Automation Overview¶
Replicating AI-Driven Telemetry Confidence Scoring¶
To replicate our process, it is not about “training” in the traditional machine learning sense, but rather a sophisticated, multi-step execution of instructions based on provided data. It is a form of in-context learning and prompt engineering.
Objective¶
Define objective as a repeatable, step-by-step process that enables a Large Language Model (LLM) to calculate and assign quantitative “Confidence Scores” to telemetry sources based on a predefined set of security use cases, techniques, and scoring rubrics.

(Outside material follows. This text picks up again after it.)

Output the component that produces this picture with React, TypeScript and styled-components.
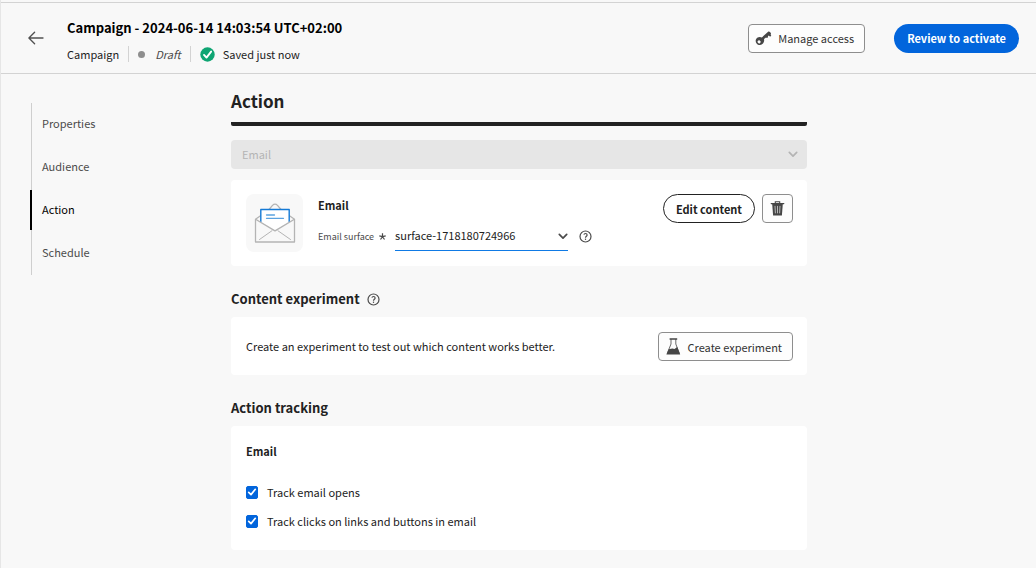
import React, { useState } from "react";
import styled, { createGlobalStyle, css } from "styled-components";

const GlobalStyle = createGlobalStyle`
  *, *::before, *::after { box-sizing: border-box; }
  body {
    margin: 0;
    background: #f8f8f8;
    color: #222;
    font-family: "Noto Sans CJK SC", "Open Sans", sans-serif;
    font-size: 11px;
    line-height: 18px;
  }
  button, input, select { font: inherit; color: inherit; }
  h1, h2, h3, p { margin: 0; }
  svg { display: block; flex: none; }
`;

const Page = styled.div`
  min-height: 100vh;
  padding-top: 2px;
  border-left: 1px solid #e6e6e6;
`;

const Header = styled.header`
  display: flex;
  align-items: center;
  gap: 29px;
  height: 72px;
  padding: 0 17px 0 27px;
  border-top: 1px solid #d3d3d3;
  border-bottom: 1px solid #d3d3d3;
`;

const BackButton = styled.button`
  display: flex;
  margin: 0 -6px 0 0;
  padding: 0;
  border: 0;
  background: none;
  color: #505050;
`;

const Heading = styled.div`
  flex: 1;
  display: flex;
  flex-direction: column;
  gap: 8px;
  padding-top: 6px;
`;

const Title = styled.h1`
  font-size: 13px;
  line-height: 18px;
  font-weight: 700;
  color: #000;
`;

const Meta = styled.div`
  display: flex;
  align-items: center;
  gap: 9px;
`;

const Divider = styled.span`
  width: 1px;
  height: 16px;
  background: #d3d3d3;
`;

const Dot = styled.span`
  width: 7px;
  height: 7px;
  margin-right: 1px;
  border-radius: 50%;
  background: #8e8e8e;
`;

const Draft = styled.em`
  color: #4b4b4b;
`;

const Status = styled.span`
  display: flex;
  align-items: center;
  gap: 8px;
`;

const Button = styled.button<{ $kind?: "accent" | "outline" }>`
  display: flex;
  align-items: center;
  justify-content: center;
  gap: 6px;
  height: 29px;
  padding: 0 10px 0 6px;
  border: 1px solid #8e8e8e;
  border-radius: 4px;
  background: #fdfdfd;
  color: #333;
  white-space: nowrap;
  ${(p) =>
    p.$kind === "accent" &&
    css`
      padding: 0 13px;
      border: 0;
      border-radius: 15px;
      background: #0265dc;
      color: #fff;
      font-weight: 700;
    `}
  ${(p) =>
    p.$kind === "outline" &&
    css`
      padding: 0 12px;
      border-color: #222;
      border-radius: 15px;
      background: #fff;
      color: #222;
      font-weight: 700;
    `}
`;

const IconButton = styled(Button)`
  width: 31px;
  padding: 0;
`;

const Body = styled.div`
  display: flex;
  align-items: flex-start;
  padding-left: 30px;
`;

const Nav = styled.nav`
  flex: none;
  width: 200px;
  margin-top: 29px;
  border-left: 1px solid #cfcfcf;
`;

const NavLink = styled.a<{ $active?: boolean }>`
  position: relative;
  display: flex;
  align-items: center;
  height: 43px;
  padding: 0 0 3px 10px;
  color: ${(p) => (p.$active ? "#000" : "#4b4b4b")};
  text-decoration: none;
  ${(p) =>
    p.$active &&
    css`
      &::before {
        content: "";
        position: absolute;
        left: -2px;
        top: 1px;
        bottom: 2px;
        width: 2px;
        background: #000;
      }
    `}
`;

const Main = styled.main`
  flex: 1;
  min-width: 0;
  max-width: 576px;
  padding: 15px 0 18px;
`;

const PageTitle = styled.h2`
  padding-bottom: 9px;
  border-bottom: 4px solid #222;
  border-radius: 2px;
  font-size: 17px;
  line-height: 24px;
`;

const SelectBox = styled.div<{ $block?: boolean }>`
  display: grid;
  align-items: center;
  width: ${(p) => (p.$block ? "auto" : "173px")};
  margin: ${(p) => (p.$block ? "14px 0 11px" : "0")};
  border-bottom: ${(p) => (p.$block ? "0" : "1px solid #0f7ae5")};
  color: ${(p) => (p.$block ? "#b4b4b4" : "#4b4b4b")};
  > * {
    grid-area: 1 / 1;
  }
  > svg {
    justify-self: end;
    margin-right: ${(p) => (p.$block ? "9px" : "0")};
    pointer-events: none;
  }
`;

const Select = styled.select<{ $block?: boolean }>`
  appearance: none;
  width: 100%;
  height: 28px;
  padding: 0 20px 2px 0;
  border: 0;
  border-radius: 0;
  background: transparent;
  color: #222;
  opacity: 1;
  ${(p) =>
    p.$block &&
    css`
      height: 29px;
      padding: 0 30px 2px 11px;
      border-radius: 4px;
      background: #e6e6e6;
      color: #b4b4b4;
    `}
`;

const Card = styled.section`
  padding: 16px 14px 14px 15px;
  border-radius: 4px;
  background: #fff;
`;

const RowCard = styled(Card)<{ $top?: boolean }>`
  display: flex;
  align-items: ${(p) => (p.$top ? "flex-start" : "center")};
  justify-content: space-between;
  gap: 15px;
  padding-top: ${(p) => (p.$top ? "14px" : "15px")};
`;

const Thumb = styled.div`
  display: flex;
  align-items: center;
  justify-content: center;
  width: 57px;
  height: 58px;
  border-radius: 8px;
  background: #f8f8f8;
`;

const Details = styled.div`
  flex: 1;
  display: flex;
  flex-direction: column;
  gap: 8px;
  padding-top: 2px;
`;

const CardTitle = styled.h3`
  font-size: 11px;
  line-height: 18px;
`;

const Field = styled.div`
  display: flex;
  align-items: center;
  gap: 9px;
`;

const FieldLabel = styled.label`
  display: flex;
  align-items: center;
  gap: 5px;
  color: #4b4b4b;
  font-size: 9px;
`;

const Help = styled.button`
  display: flex;
  margin-left: 2px;
  padding: 0;
  border: 0;
  background: none;
  color: #4b4b4b;
`;

const Description = styled.p`
  padding-bottom: 2px;
`;

const Actions = styled.div`
  display: flex;
  gap: 7px;
`;

const SectionTitle = styled.h2`
  display: flex;
  align-items: center;
  gap: 5px;
  padding: 23px 0 8px;
  font-size: 13px;
  line-height: 20px;
`;

const Checks = styled.div`
  display: flex;
  flex-direction: column;
  gap: 11px;
  padding: 23px 0 6px;
`;

const CheckLabel = styled.label`
  display: flex;
  align-items: center;
  gap: 9px;
`;

const CheckBox = styled.span`
  display: grid;
  place-items: center;
  > * {
    grid-area: 1 / 1;
  }
  > input {
    appearance: none;
    width: 12px;
    height: 13px;
    margin: 0;
    border: 1px solid #6e6e6e;
    border-radius: 2px;
    background: #fff;
  }
  > input:checked {
    border-color: #0265dc;
    background: #0265dc;
  }
  > svg {
    pointer-events: none;
  }
`;

const Chevron = () => (
  <svg width="10" height="7" viewBox="0 0 10 7" fill="none" stroke="currentColor" strokeWidth="1.7" strokeLinecap="round" strokeLinejoin="round">
    <path d="M1.3 1.4 5 5.1 8.7 1.4" />
  </svg>
);

const HelpIcon = () => (
  <svg width="13" height="13" viewBox="0 0 13 13" fill="none" stroke="currentColor" strokeWidth="1.2">
    <circle cx="6.5" cy="6.5" r="5.5" />
    <path d="M4.9 4.7c.2-.8.8-1.2 1.6-1.2 1 0 1.6.6 1.6 1.4 0 1.3-1.6 1.3-1.6 2.8" />
    <path d="M6.5 8.6v1.3" />
  </svg>
);

const BackArrow = () => (
  <svg width="16" height="14" viewBox="0 0 16 14" fill="none" stroke="currentColor" strokeWidth="1.3" strokeLinecap="round" strokeLinejoin="round">
    <path d="M15 7H1M6.6 1.2.9 7l5.7 5.8" />
  </svg>
);

const SavedIcon = () => (
  <svg width="15" height="15" viewBox="0 0 15 15">
    <circle cx="7.5" cy="7.5" r="7.2" fill="#0fa573" />
    <path d="m4 7.9 2.5 2.7 4.6-6" fill="none" stroke="#fff" strokeWidth="1.9" strokeLinecap="round" strokeLinejoin="round" />
  </svg>
);

const KeyIcon = () => (
  <svg width="17" height="15" viewBox="0 0 17 15" fill="#464646">
    <path
      fillRule="evenodd"
      d="M13.1.7c.8-.3 1.6 0 2.1.6l.8 1-.3 1.4.6.9-1.2 1.1-1.3-1.2-.9.7.1 1.1-1 .8-1-.7-2 1.7c.5 1.8-.1 3.8-1.6 5-1.8 1.4-4.4 1.2-5.8-.6C.2 10.8.4 8.2 2.2 6.8c1.4-1.1 3.3-1.2 4.7-.4zM3.3 9.6a1.5 1.5 0 1 0 1.9 2.3 1.5 1.5 0 0 0-1.9-2.3z"
    />
  </svg>
);

const FlaskIcon = () => (
  <svg width="17" height="17" viewBox="0 0 17 17">
    <path d="M6 1v5L2.2 15.5h12.200L10.800 6V1" fill="none" stroke="#6a6a6a" strokeWidth="1" strokeLinejoin="round" />
    <path d="M4.600.300h7.600v1.400H4.600zM3.700 11.300l3.600-.700 2.200.500 2.700-2 3 7.300H1.400z" fill="#464646" />
  </svg>
);

const TrashIcon = () => (
  <svg width="15" height="15" viewBox="0 0 15 15" fill="none" stroke="#464646">
    <path d="M5.3 2V.7h4.400V2" strokeWidth="1.1" />
    <path d="M1.2 2.6h12.600" strokeWidth="1.2" strokeLinecap="round" />
    <path d="M2.2 3h10.600l-.900 11.400H3.100z" fill="#464646" stroke="none" />
    <path d="m5 4.900.400 7.400M7.500 4.900v7.400M10 4.900l-.400 7.400" stroke="#c4c4c4" strokeWidth=".9" />
  </svg>
);

const EnvelopeIcon = () => (
  <svg width="42" height="42" viewBox="0 0 42 42" fill="none" strokeLinejoin="round" strokeLinecap="round">
    <path d="M15 7.5 18.5 3.400Q21 .900 23.500 3.400L27 7.500M6.500 13.700 1.500 17.300V40H40.500V17.300L35.500 13.700" stroke="#b4b4b4" strokeWidth="1.3" />
    <path d="M6.8 19.500V7.500H35.200V19.500L21 28.800Z" fill="#fff" />
    <path d="M6.8 19.500V7.500H35.200V19.500" stroke="#147ad6" strokeWidth="1.4" />
    <path d="M2 17.500 21 28.800 40 17.500" stroke="#b4b4b4" strokeWidth="1.4" />
    <path d="m5.500 37.500 12.500-8.800M36.500 37.500 24 28.800" stroke="#b4b4b4" strokeWidth="1" />
    <path d="M12.500 13h8M12.500 16.300h17" stroke="#5aa2e0" strokeWidth="1.3" />
  </svg>
);

const Required = () => (
  <svg width="7" height="7" viewBox="0 0 7 7" stroke="#4b4b4b" strokeWidth="1.2">
    <path d="M3.5.2v3.500M.3 2.800l3.200.900M6.700 2.800l-3.200.900M1.500 6.500l2-2.800M5.500 6.500l-2-2.800" />
  </svg>
);

const Tick = () => (
  <svg width="10" height="10" viewBox="0 0 10 10" fill="none" stroke="#fff" strokeWidth="1.7" strokeLinecap="round" strokeLinejoin="round">
    <path d="M1.7 5.300 4 7.600 8.300 2.300" />
  </svg>
);

const steps = ["Properties", "Audience", "Action", "Schedule"];

function Check({ label }: { label: string }) {
  const [checked, setChecked] = useState(true);
  return (
    <CheckLabel>
      <CheckBox>
        <input type="checkbox" checked={checked} onChange={(e) => setChecked(e.target.checked)} />
        {checked && <Tick />}
      </CheckBox>
      {label}
    </CheckLabel>
  );
}

export default function App() {
  return (
    <Page>
      <GlobalStyle />
      <Header>
        <BackButton aria-label="Back">
          <BackArrow />
        </BackButton>
        <Heading>
          <Title>Campaign - 2024-06-14 14:03:54 UTC+02:00</Title>
          <Meta>
            <span>Campaign</span>
            <Divider />
            <Dot />
            <Draft>Draft</Draft>
            <Divider />
            <Status>
              <SavedIcon />
              Saved just now
            </Status>
          </Meta>
        </Heading>
        <Button>
          <KeyIcon />
          Manage access
        </Button>
        <Button $kind="accent">Review to activate</Button>
      </Header>
      <Body>
        <Nav>
          {steps.map((step) => (
            <NavLink key={step} href={`#${step.toLowerCase()}`} $active={step === "Action"}>
              {step}
            </NavLink>
          ))}
        </Nav>
        <Main>
          <PageTitle>Action</PageTitle>
          <SelectBox $block>
            <Select $block disabled aria-label="Action type">
              <option>Email</option>
            </Select>
            <Chevron />
          </SelectBox>
          <RowCard $top>
            <Thumb>
              <EnvelopeIcon />
            </Thumb>
            <Details>
              <CardTitle>Email</CardTitle>
              <Field>
                <FieldLabel htmlFor="surface">
                  Email surface
                  <Required />
                </FieldLabel>
                <SelectBox>
                  <Select id="surface">
                    <option>surface-1718180724966</option>
                  </Select>
                  <Chevron />
                </SelectBox>
                <Help aria-label="About email surface">
                  <HelpIcon />
                </Help>
              </Field>
            </Details>
            <Actions>
              <Button $kind="outline">Edit content</Button>
              <IconButton aria-label="Delete">
                <TrashIcon />
              </IconButton>
            </Actions>
          </RowCard>
          <SectionTitle>
            Content experiment
            <Help aria-label="About content experiment">
              <HelpIcon />
            </Help>
          </SectionTitle>
          <RowCard>
            <Description>Create an experiment to test out which content works better.</Description>
            <Button>
              <FlaskIcon />
              Create experiment
            </Button>
          </RowCard>
          <SectionTitle>Action tracking</SectionTitle>
          <Card>
            <CardTitle>Email</CardTitle>
            <Checks>
              <Check label="Track email opens" />
              <Check label="Track clicks on links and buttons in email" />
            </Checks>
          </Card>
        </Main>
      </Body>
    </Page>
  );
}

Core Inputs & “External Sources”¶
The entire process is “grounded” in a set of documents and data provided by the user. The AI does not use external, real-time knowledge for the scoring; it uses only the information provided in the context of the conversation.
The necessary inputs are:
Technique Lists per Use Case: A document mapping each security use case (e.g., “Lateral Movement”) to a specific list of ATT&CK techniques.
Log Source Lists per Use Case: A structured data file (e.g., CSV, Excel) for each use case, listing every telemetry source that needs to be scored.
Scoring Rubrics: The explicit rules, definitions, and numerical scales for each of the six metrics. This is the most critical input.
The AI Model: A sufficiently advanced Large Language Model with:
A large context window to hold all the rules and data.
Strong instruction-following capabilities.
The ability to perform logical reasoning and basic arithmetic (averaging).
The “Training”: A Sequence of Prompts¶
The “training” is, in fact, a sequence of carefully crafted prompts that guide the AI through the analytical process. Here is the chronological flow of instructions an operator would provide to the model.
Prompt Sequence:
Initial Rule Definition: The first and longest prompt defines the overall goal, the six metrics (Fidelity, Noise, etc.), the concept of scoring, and the desired final output format. This establishes the entire logical framework.
Data & Technique Input: The next prompt provides the core data:
“Here are the use cases: X, Y, Z.”
“The techniques for each use case are […]”
“The log sources to be scored for each use case are in […]”
Rubric Refinement & Correction (Crucial Step): This is where the process is fine-tuned. The operator provides corrective feedback, which the AI must integrate.
Execution & Output Generation: The final prompt commands the AI to execute the full, refined process.
“Now, using the corrected rubrics and full log source lists, perform the complete analysis and generate the final output.”
The Step-by-Step Execution Protocol¶
This is how the AI executes the instructions once all prompts and inputs have been provided.
FOR EACH Use Case (e.g., “Pentesting Tools”):
Load Data:
Load the technique list for that use case from provided.
Load the complete list of log sources (e.g., all 70 sources from Pentesting_Tools.csv).
Initialize Output Table: Create an empty table with the required columns (Log Source, Fidelity, Noise, etc.).
#. Main Loop - Iterate Through Log Sources: FOR EACH log_source in the list:
Score Technique-Agnostic Metrics:
Score Technique-Driven Metrics (The Inner Loop):
Initialize empty lists: coverage_scores, context_scores, robustness_scores.
FOR EACH technique in the use case’s technique list:
Applicability Check: Does this log_source provide any data for this technique?
- If YES:
Calculate Coverage, Context, and Robustness Scores: Append to corresponding list.
Finalize and Store Scores:
Calculate the average of all scores in coverage_scores, context_scores, and robustness_scores.
Calculate the Total by summing the six final scores.
Add the complete row of data to the output table.
Render Output: Once the main loop is complete, format the final data table as requested (e.g., as a markdown table).